- **DATA SECTION**:
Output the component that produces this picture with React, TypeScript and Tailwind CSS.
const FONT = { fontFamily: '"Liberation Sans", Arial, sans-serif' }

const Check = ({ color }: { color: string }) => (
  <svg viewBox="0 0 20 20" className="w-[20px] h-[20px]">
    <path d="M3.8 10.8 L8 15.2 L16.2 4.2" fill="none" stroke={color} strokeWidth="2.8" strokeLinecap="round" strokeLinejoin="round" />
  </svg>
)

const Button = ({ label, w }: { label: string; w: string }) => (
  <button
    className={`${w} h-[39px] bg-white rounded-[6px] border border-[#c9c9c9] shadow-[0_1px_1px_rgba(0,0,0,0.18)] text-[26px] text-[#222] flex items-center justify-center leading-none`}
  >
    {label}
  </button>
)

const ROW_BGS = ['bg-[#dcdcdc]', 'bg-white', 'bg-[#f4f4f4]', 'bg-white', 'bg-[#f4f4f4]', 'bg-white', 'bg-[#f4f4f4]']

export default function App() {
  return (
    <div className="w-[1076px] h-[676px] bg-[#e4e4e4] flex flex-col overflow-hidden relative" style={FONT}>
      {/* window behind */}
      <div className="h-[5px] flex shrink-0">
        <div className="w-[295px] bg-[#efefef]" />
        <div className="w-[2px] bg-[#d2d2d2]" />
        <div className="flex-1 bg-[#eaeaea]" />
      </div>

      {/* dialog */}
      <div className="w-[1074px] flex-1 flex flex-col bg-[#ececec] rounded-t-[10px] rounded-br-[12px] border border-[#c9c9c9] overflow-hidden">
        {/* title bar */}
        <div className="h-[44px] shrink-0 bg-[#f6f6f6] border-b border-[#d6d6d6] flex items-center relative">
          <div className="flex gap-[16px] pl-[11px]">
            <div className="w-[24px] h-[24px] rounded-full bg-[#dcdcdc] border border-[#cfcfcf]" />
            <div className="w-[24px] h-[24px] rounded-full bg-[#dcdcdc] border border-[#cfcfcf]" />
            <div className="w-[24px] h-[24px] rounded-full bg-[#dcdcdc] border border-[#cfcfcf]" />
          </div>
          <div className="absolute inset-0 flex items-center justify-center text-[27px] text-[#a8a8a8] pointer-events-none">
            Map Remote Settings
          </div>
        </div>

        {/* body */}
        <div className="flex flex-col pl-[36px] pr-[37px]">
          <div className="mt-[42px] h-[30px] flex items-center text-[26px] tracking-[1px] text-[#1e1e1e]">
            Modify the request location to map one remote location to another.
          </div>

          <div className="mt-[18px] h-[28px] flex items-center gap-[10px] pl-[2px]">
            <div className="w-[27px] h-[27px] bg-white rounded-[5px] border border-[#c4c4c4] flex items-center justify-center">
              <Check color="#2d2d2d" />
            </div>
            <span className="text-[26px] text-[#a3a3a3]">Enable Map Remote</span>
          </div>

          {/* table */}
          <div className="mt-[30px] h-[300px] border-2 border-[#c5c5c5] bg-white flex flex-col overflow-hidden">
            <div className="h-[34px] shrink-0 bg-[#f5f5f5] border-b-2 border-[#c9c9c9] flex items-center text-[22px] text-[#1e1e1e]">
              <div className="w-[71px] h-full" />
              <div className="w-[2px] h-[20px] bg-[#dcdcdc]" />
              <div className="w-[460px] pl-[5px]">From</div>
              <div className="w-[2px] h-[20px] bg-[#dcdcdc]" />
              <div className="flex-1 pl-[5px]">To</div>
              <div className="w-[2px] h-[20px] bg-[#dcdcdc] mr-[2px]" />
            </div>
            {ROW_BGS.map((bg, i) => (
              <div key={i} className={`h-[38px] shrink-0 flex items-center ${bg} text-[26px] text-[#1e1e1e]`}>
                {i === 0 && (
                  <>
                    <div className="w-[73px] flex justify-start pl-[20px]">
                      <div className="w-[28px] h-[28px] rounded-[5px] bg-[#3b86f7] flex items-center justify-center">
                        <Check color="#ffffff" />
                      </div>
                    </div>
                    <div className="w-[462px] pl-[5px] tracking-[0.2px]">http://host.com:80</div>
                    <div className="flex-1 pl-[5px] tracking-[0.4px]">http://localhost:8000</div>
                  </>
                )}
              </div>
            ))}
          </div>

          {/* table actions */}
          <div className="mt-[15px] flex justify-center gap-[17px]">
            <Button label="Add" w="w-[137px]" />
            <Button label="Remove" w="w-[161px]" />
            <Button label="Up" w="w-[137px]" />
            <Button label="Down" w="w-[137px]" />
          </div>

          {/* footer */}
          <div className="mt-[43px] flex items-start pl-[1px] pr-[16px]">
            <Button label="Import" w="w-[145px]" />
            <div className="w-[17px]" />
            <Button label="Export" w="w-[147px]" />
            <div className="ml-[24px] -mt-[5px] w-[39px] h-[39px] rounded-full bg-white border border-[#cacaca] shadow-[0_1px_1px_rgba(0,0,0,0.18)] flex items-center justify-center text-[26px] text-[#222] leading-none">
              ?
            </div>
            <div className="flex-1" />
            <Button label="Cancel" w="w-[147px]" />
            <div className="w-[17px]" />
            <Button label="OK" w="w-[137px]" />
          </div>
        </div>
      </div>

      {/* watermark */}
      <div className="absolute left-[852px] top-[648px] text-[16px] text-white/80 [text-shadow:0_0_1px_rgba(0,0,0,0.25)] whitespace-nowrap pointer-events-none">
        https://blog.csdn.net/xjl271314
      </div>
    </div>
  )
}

- **AIM**: Copy the data above in full, character for character.

- **ANSWER TO THE TASK**:
Output the component that produces this picture with React, TypeScript and Tailwind CSS.
const FONT = { fontFamily: '"Liberation Sans", Arial, sans-serif' }

const Check = ({ color }: { color: string }) => (
  <svg viewBox="0 0 20 20" className="w-[20px] h-[20px]">
    <path d="M3.8 10.8 L8 15.2 L16.2 4.2" fill="none" stroke={color} strokeWidth="2.8" strokeLinecap="round" strokeLinejoin="round" />
  </svg>
)

const Button = ({ label, w }: { label: string; w: string }) => (
  <button
    className={`${w} h-[39px] bg-white rounded-[6px] border border-[#c9c9c9] shadow-[0_1px_1px_rgba(0,0,0,0.18)] text-[26px] text-[#222] flex items-center justify-center leading-none`}
  >
    {label}
  </button>
)

const ROW_BGS = ['bg-[#dcdcdc]', 'bg-white', 'bg-[#f4f4f4]', 'bg-white', 'bg-[#f4f4f4]', 'bg-white', 'bg-[#f4f4f4]']

export default function App() {
  return (
    <div className="w-[1076px] h-[676px] bg-[#e4e4e4] flex flex-col overflow-hidden relative" style={FONT}>
      {/* window behind */}
      <div className="h-[5px] flex shrink-0">
        <div className="w-[295px] bg-[#efefef]" />
        <div className="w-[2px] bg-[#d2d2d2]" />
        <div className="flex-1 bg-[#eaeaea]" />
      </div>

      {/* dialog */}
      <div className="w-[1074px] flex-1 flex flex-col bg-[#ececec] rounded-t-[10px] rounded-br-[12px] border border-[#c9c9c9] overflow-hidden">
        {/* title bar */}
        <div className="h-[44px] shrink-0 bg-[#f6f6f6] border-b border-[#d6d6d6] flex items-center relative">
          <div className="flex gap-[16px] pl-[11px]">
            <div className="w-[24px] h-[24px] rounded-full bg-[#dcdcdc] border border-[#cfcfcf]" />
            <div className="w-[24px] h-[24px] rounded-full bg-[#dcdcdc] border border-[#cfcfcf]" />
            <div className="w-[24px] h-[24px] rounded-full bg-[#dcdcdc] border border-[#cfcfcf]" />
          </div>
          <div className="absolute inset-0 flex items-center justify-center text-[27px] text-[#a8a8a8] pointer-events-none">
            Map Remote Settings
          </div>
        </div>

        {/* body */}
        <div className="flex flex-col pl-[36px] pr-[37px]">
          <div className="mt-[42px] h-[30px] flex items-center text-[26px] tracking-[1px] text-[#1e1e1e]">
            Modify the request location to map one remote location to another.
          </div>

          <div className="mt-[18px] h-[28px] flex items-center gap-[10px] pl-[2px]">
            <div className="w-[27px] h-[27px] bg-white rounded-[5px] border border-[#c4c4c4] flex items-center justify-center">
              <Check color="#2d2d2d" />
            </div>
            <span className="text-[26px] text-[#a3a3a3]">Enable Map Remote</span>
          </div>

          {/* table */}
          <div className="mt-[30px] h-[300px] border-2 border-[#c5c5c5] bg-white flex flex-col overflow-hidden">
            <div className="h-[34px] shrink-0 bg-[#f5f5f5] border-b-2 border-[#c9c9c9] flex items-center text-[22px] text-[#1e1e1e]">
              <div className="w-[71px] h-full" />
              <div className="w-[2px] h-[20px] bg-[#dcdcdc]" />
              <div className="w-[460px] pl-[5px]">From</div>
              <div className="w-[2px] h-[20px] bg-[#dcdcdc]" />
              <div className="flex-1 pl-[5px]">To</div>
              <div className="w-[2px] h-[20px] bg-[#dcdcdc] mr-[2px]" />
            </div>
            {ROW_BGS.map((bg, i) => (
              <div key={i} className={`h-[38px] shrink-0 flex items-center ${bg} text-[26px] text-[#1e1e1e]`}>
                {i === 0 && (
                  <>
                    <div className="w-[73px] flex justify-start pl-[20px]">
                      <div className="w-[28px] h-[28px] rounded-[5px] bg-[#3b86f7] flex items-center justify-center">
                        <Check color="#ffffff" />
                      </div>
                    </div>
                    <div className="w-[462px] pl-[5px] tracking-[0.2px]">http://host.com:80</div>
                    <div className="flex-1 pl-[5px] tracking-[0.4px]">http://localhost:8000</div>
                  </>
                )}
              </div>
            ))}
          </div>

          {/* table actions */}
          <div className="mt-[15px] flex justify-center gap-[17px]">
            <Button label="Add" w="w-[137px]" />
            <Button label="Remove" w="w-[161px]" />
            <Button label="Up" w="w-[137px]" />
            <Button label="Down" w="w-[137px]" />
          </div>

          {/* footer */}
          <div className="mt-[43px] flex items-start pl-[1px] pr-[16px]">
            <Button label="Import" w="w-[145px]" />
            <div className="w-[17px]" />
            <Button label="Export" w="w-[147px]" />
            <div className="ml-[24px] -mt-[5px] w-[39px] h-[39px] rounded-full bg-white border border-[#cacaca] shadow-[0_1px_1px_rgba(0,0,0,0.18)] flex items-center justify-center text-[26px] text-[#222] leading-none">
              ?
            </div>
            <div className="flex-1" />
            <Button label="Cancel" w="w-[147px]" />
            <div className="w-[17px]" />
            <Button label="OK" w="w-[137px]" />
          </div>
        </div>
      </div>

      {/* watermark */}
      <div className="absolute left-[852px] top-[648px] text-[16px] text-white/80 [text-shadow:0_0_1px_rgba(0,0,0,0.25)] whitespace-nowrap pointer-events-none">
        https://blog.csdn.net/xjl271314
      </div>
    </div>
  )
}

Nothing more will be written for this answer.